Here is a summary of the keystroke use when you are still in the input mode:

  • legal input string keystroke: used for editing of the input string.
  • cursor key: affects the candidate window and not the input window.
  • return: enter the current selected phrase/character in the candidate window into your document.
  • enter: enter the current input string into your document.
  • delete: use for editing unless the input string is empty in which case cancel Chinese input.
  • clear: if input string is not empty then empty it, otherwise cancel Chinese input.
  • conversion key: go to candidate selection mode.
  • ?: make the input string to be the same as the one for the selected character/phrase in the candidate and then go to candidate selection mode.

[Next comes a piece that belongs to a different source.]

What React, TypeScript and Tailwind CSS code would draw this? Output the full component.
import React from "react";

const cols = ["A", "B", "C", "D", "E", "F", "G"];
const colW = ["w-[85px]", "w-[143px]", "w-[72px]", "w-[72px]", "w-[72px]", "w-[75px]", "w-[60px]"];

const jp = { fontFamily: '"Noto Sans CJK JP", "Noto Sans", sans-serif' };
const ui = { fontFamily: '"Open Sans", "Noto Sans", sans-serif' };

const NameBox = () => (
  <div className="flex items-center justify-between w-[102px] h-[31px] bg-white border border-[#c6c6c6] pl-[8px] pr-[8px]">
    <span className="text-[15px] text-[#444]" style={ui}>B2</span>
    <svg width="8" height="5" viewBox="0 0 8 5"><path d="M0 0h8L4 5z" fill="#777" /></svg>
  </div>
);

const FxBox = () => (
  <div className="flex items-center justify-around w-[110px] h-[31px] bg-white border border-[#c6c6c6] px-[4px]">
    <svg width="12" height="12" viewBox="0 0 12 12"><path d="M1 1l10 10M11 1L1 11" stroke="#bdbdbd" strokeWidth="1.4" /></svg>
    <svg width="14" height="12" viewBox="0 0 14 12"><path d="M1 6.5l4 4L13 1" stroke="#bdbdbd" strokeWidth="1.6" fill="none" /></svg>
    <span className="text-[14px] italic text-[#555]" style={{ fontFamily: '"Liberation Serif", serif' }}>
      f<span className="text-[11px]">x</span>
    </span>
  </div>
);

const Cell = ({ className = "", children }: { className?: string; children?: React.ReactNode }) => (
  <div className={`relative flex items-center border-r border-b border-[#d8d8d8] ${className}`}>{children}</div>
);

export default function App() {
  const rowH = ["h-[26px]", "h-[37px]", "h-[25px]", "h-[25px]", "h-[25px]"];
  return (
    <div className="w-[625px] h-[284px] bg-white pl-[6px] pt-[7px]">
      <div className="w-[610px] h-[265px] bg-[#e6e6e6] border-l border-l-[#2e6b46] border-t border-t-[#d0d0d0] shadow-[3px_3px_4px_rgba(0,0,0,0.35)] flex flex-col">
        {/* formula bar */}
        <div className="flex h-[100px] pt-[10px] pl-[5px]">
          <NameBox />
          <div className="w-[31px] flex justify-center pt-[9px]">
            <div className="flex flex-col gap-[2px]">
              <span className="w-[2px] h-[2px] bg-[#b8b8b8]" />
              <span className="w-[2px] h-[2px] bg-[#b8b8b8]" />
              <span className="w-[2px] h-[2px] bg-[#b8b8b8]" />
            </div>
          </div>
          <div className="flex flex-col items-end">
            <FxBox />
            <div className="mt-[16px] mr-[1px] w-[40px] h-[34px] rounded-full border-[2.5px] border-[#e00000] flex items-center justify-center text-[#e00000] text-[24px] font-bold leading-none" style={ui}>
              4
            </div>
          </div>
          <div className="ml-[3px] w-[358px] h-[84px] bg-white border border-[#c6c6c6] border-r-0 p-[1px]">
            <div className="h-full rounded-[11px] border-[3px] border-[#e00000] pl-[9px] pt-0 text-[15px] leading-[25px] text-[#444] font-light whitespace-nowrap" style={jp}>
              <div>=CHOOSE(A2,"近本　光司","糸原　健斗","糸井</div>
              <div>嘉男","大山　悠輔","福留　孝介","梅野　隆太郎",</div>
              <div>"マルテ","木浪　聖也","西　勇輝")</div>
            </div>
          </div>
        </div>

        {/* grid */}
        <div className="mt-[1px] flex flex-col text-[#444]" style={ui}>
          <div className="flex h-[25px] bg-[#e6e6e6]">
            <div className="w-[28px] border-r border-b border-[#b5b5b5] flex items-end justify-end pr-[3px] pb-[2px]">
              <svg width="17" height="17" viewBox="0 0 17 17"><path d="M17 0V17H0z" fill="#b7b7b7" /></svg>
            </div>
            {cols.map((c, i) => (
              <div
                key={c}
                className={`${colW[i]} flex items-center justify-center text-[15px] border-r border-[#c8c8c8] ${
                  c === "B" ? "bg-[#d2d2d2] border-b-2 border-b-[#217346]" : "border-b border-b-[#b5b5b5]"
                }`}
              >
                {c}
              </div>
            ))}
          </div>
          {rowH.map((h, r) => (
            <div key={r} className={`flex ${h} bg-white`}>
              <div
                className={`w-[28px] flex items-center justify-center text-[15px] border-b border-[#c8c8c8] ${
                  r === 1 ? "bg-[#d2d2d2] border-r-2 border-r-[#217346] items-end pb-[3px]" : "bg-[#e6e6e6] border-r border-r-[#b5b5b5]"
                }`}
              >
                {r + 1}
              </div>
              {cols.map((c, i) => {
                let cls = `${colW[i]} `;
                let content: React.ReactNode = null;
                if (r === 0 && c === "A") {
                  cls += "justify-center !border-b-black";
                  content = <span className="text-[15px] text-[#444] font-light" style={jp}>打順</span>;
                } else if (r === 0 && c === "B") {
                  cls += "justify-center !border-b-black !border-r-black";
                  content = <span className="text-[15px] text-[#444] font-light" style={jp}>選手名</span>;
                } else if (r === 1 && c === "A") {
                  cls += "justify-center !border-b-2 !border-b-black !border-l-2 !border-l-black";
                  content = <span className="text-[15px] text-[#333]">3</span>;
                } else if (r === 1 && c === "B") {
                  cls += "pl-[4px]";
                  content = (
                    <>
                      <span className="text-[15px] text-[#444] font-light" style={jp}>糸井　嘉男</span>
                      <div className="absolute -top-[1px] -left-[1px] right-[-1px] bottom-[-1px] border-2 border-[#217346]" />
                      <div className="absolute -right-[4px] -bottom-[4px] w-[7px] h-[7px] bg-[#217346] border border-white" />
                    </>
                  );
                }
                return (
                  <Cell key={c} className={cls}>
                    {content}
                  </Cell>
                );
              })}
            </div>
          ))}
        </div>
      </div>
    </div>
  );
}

When you are in the candidate selection mode, the keystrokes have the following meaning:

  • return,enter: enter the current selected phrase/character in the candidate window into your document.
  • delete,clear: cancel candidate selection mode.
  • cursor key: affects the selection in the candidate window, if you do not have cursor key, you may use I,J,K,L key instead.
  • ?: make the input string to be the same as the one for the selected character/phrase in the candidate and then go to candidate selection mode.
  • 1,2,3,4,5,6,7,8,9,0(10): enter the Nth character/phrase from the current line into the document.